From a policy viewpoint, enforcement should incentivize voluntary compliance, encourage privacy-by-design, and promote interoperability standards that prevent lock-in. The right balance recognizes the legitimate interests of content creators and publishers to monetize their work and control how it is reused, while also honoring consumer expectations of privacy and control over personal data. This balance is often achieved through transparent governance practices, auditable data-handling procedures, and robust security controls embedded in the content management stack.

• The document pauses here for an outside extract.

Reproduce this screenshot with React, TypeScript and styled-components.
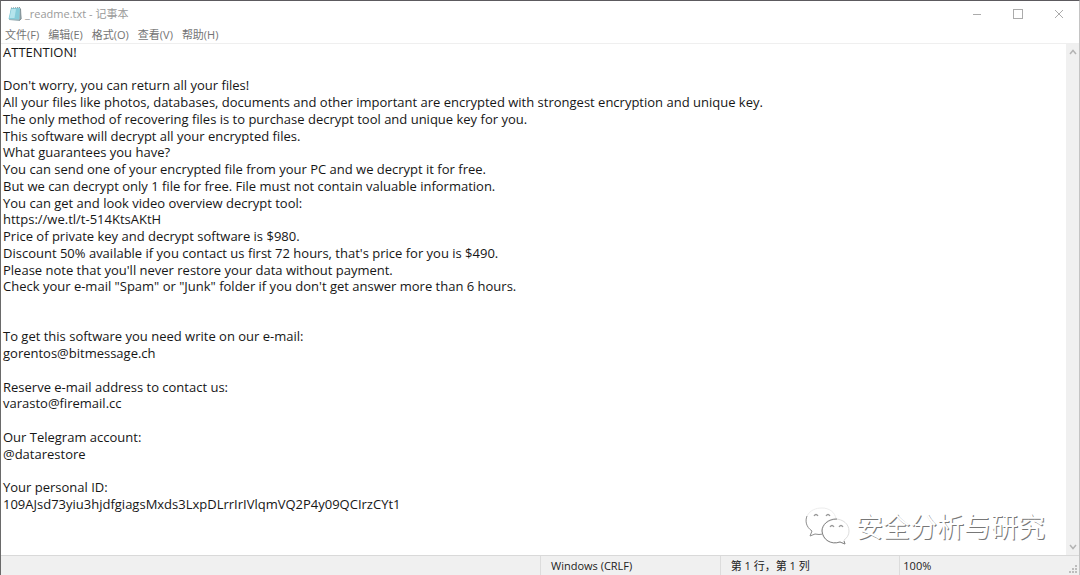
import React from 'react';
import styled, { createGlobalStyle } from 'styled-components';

const Global = createGlobalStyle`
  *, *::before, *::after { box-sizing: border-box; }
  body { margin: 0; background: #fff; }
`;

const uiFont = `'Open Sans', 'Noto Sans CJK SC', sans-serif`;

const Window = styled.main`
  display: flex;
  flex-direction: column;
  min-height: 100vh;
  border-top: 1px solid #5c5a5e;
  border-left: 1px solid #6a6a6a;
  border-right: 1px solid #c4c4c4;
  background: #fff;
  font-family: ${uiFont};
  font-size: 11px;
  color: #222;
`;

const TitleBar = styled.header`
  display: flex;
  align-items: center;
  height: 25px;
  padding-left: 6px;
`;

const Title = styled.h1`
  flex: 1;
  margin: 0;
  padding-left: 2px;
  font-size: 11px;
  line-height: 16px;
  font-weight: 400;
  color: #9a9a9a;
`;

const CaptionButton = styled.button`
  display: grid;
  place-items: center;
  width: 41px;
  height: 25px;
  padding: 0;
  border: 0;
  background: none;
  color: #ababab;
`;

const MenuBar = styled.nav`
  display: flex;
  gap: 9px;
  height: 18px;
  padding: 1px 0 0 4px;
  border-bottom: 1px solid #efefef;
`;

const MenuButton = styled.button`
  padding: 0;
  border: 0;
  background: none;
  color: #747474;
  font-family: ${uiFont};
  font-size: 11px;
  line-height: 16px;
`;

const Editor = styled.section`
  position: relative;
  display: flex;
  flex: 1;
`;

const Note = styled.textarea`
  flex: 1;
  min-width: 0;
  padding: 0 2px;
  border: 0;
  outline: 0;
  resize: none;
  overflow: hidden;
  background: #fff;
  color: #161616;
  font-family: ${uiFont};
  font-size: 13px;
  line-height: 1.288;
`;

const ScrollTrack = styled.div`
  display: flex;
  flex-direction: column;
  justify-content: space-between;
  width: 13px;
  background: #f0f0f0;
`;

const ScrollButton = styled.button`
  display: grid;
  place-items: center;
  height: 16px;
  padding: 0;
  border: 0;
  background: none;
  color: #b4b4b4;
`;

const Watermark = styled.div`
  position: absolute;
  right: 34px;
  bottom: 9px;
  display: flex;
  align-items: center;
  gap: 6px;
  pointer-events: none;
  color: #fff;
  font-family: 'Noto Sans CJK SC', sans-serif;
  font-size: 27px;
  line-height: 40px;
  text-shadow: 1px 1px 0 #777;
`;

const StatusBar = styled.footer`
  display: grid;
  grid-template-columns: 3fr 1fr 1fr 1fr;
  height: 20px;
  border-top: 1px solid #d9d9d9;
  background: #f0f0f0;
`;

const StatusCell = styled.div`
  display: flex;
  align-items: center;
  justify-content: space-between;
  padding-left: 10px;
  border-left: 1px solid #dcdcdc;
  line-height: 16px;

  &:first-child { border-left: 0; }
  &:last-child { padding-left: 3px; }
`;

const Grip = styled.svg`
  align-self: flex-end;
`;

const menus = ['文件(F)', '编辑(E)', '格式(O)', '查看(V)', '帮助(H)'];

const note = `ATTENTION!

Don't worry, you can return all your files!
All your files like photos, databases, documents and other important are encrypted with strongest encryption and unique key.
The only method of recovering files is to purchase decrypt tool and unique key for you.
This software will decrypt all your encrypted files.
What guarantees you have?
You can send one of your encrypted file from your PC and we decrypt it for free.
But we can decrypt only 1 file for free. File must not contain valuable information.
You can get and look video overview decrypt tool:
https://we.tl/t-514KtsAKtH
Price of private key and decrypt software is $980.
Discount 50% available if you contact us first 72 hours, that's price for you is $490.
Please note that you'll never restore your data without payment.
Check your e-mail "Spam" or "Junk" folder if you don't get answer more than 6 hours.


To get this software you need write on our e-mail:
gorentos@bitmessage.ch

Reserve e-mail address to contact us:
varasto@firemail.cc

Our Telegram account:
@datarestore

Your personal ID:
109AJsd73yiu3hjdfgiagsMxds3LxpDLrrIrIVlqmVQ2P4y09QCIrzCYt1`;

const NotepadIcon = () => (
  <svg width="16" height="16" viewBox="0 0 16 16" aria-hidden="true">
    <path d="M4 2.5 13 1.5 14.5 13 12 15 2 14Z" fill="#9fb2b8" />
    <path d="M4 2 13 2 12 13.5 1.5 13Z" fill="#86ccd9" />
    <path d="M4.5 3 9 3 7.5 12 2.5 12Z" fill="#b5e4ec" />
    <path d="M4 2 13 1.5" stroke="#8b9ba0" strokeDasharray="1 1" />
    <path d="M13.5 2.5 14 13 12 14.5" fill="none" stroke="#7d8c91" />
  </svg>
);

const Chevron = ({ down = false }: { down?: boolean }) => (
  <svg width="8" height="6" viewBox="0 0 8 6" fill="none" stroke="currentColor" strokeWidth="1.5" aria-hidden="true">
    <path d={down ? 'M1 1 4 4.5 7 1' : 'M1 5 4 1.5 7 5'} />
  </svg>
);

const ChatLogo = () => (
  <svg width="45" height="39" viewBox="0 0 45 39" fill="none" aria-hidden="true">
    <path d="M2 9C5 3 11 1 17 1 24 1 30 5 31 12" stroke="#ededed" />
    <path d="M2 9C0 14 1 20 7 24L5 29 10 27Q14 28 18 27" stroke="#8d8d8d" />
    <path d="M17 24C17 17 23 12 30 12 38 12 44 17 44 24 44 28 42 31 39 33L40 37 35 35C26 38 17 33 17 24Z" fill="#fff" stroke="#dedede" />
    <path d="M32 12C23 12 17 18 17 24 18 33 26 38 35 35L40 37 39 34" stroke="#848484" />
    <path d="M9 9Q11 6 13 9M21 9Q23 6 25 9M25 20Q27 17 29 20M34 20Q36 17 38 20" stroke="#999" strokeWidth="1.3" />
  </svg>
);

export default function App() {
  return (
    <>
      <Global />
      <Window>
        <TitleBar>
          <NotepadIcon />
          <Title>_readme.txt - 记事本</Title>
          <CaptionButton aria-label="最小化">
            <svg width="10" height="10" stroke="currentColor"><path d="M1 5.5H9" /></svg>
          </CaptionButton>
          <CaptionButton aria-label="最大化">
            <svg width="10" height="10" stroke="currentColor" fill="none"><rect x="0.5" y="0.5" width="9" height="9" /></svg>
          </CaptionButton>
          <CaptionButton aria-label="关闭">
            <svg width="10" height="10" stroke="currentColor"><path d="M1 1 9 9M9 1 1 9" /></svg>
          </CaptionButton>
        </TitleBar>
        <MenuBar>
          {menus.map((m) => <MenuButton key={m}>{m}</MenuButton>)}
        </MenuBar>
        <Editor>
          <Note aria-label="_readme.txt" spellCheck={false} defaultValue={note} rows={28} />
          <ScrollTrack>
            <ScrollButton aria-label="向上滚动"><Chevron /></ScrollButton>
            <ScrollButton aria-label="向下滚动"><Chevron down /></ScrollButton>
          </ScrollTrack>
          <Watermark>
            <ChatLogo />
            <span>安全分析与研究</span>
          </Watermark>
        </Editor>
        <StatusBar>
          <StatusCell />
          <StatusCell>Windows (CRLF)</StatusCell>
          <StatusCell>第 1 行，第 1 列</StatusCell>
          <StatusCell>
            100%
            <Grip width="11" height="11" fill="#bdbdbd" aria-hidden="true">
              <path d="M7 1h2v2h-2zM4 4h2v2h-2zM7 4h2v2h-2zM1 7h2v2h-2zM4 7h2v2h-2zM7 7h2v2h-2z" />
            </Grip>
          </StatusCell>
        </StatusBar>
      </Window>
    </>
  );
}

Industry Trends and the Road Ahead

Two broad trends shape where content management is headed. First, the rise of composable architectures and best-in-class services means organizations can assemble tailored stacks from interoperable components rather than relying on a single vendor. This environment rewards competition, accelerates innovation, and reduces dependence on a single supplier. Second, artificial intelligence and automation are increasingly embedded in content workflows, from metadata tagging and translation to smart routing and publishing optimization. The continued integration of AI with Content Management System-driven processes promises to improve accuracy, speed, and relevance of published content, while raising important questions about governance, transparency, and accountability for automated decisions.

In this evolving landscape, the practical posture emphasizes portability, security, and governance without sacrificing the incentives that come from a dynamic private sector. Encouraging open standards and interoperable APIs helps ensure that content remains accessible and usable across platforms and over time. It also supports a healthy ecosystem where smaller firms can innovate and compete with larger incumbents, benefiting consumers, businesses, and public institutions alike.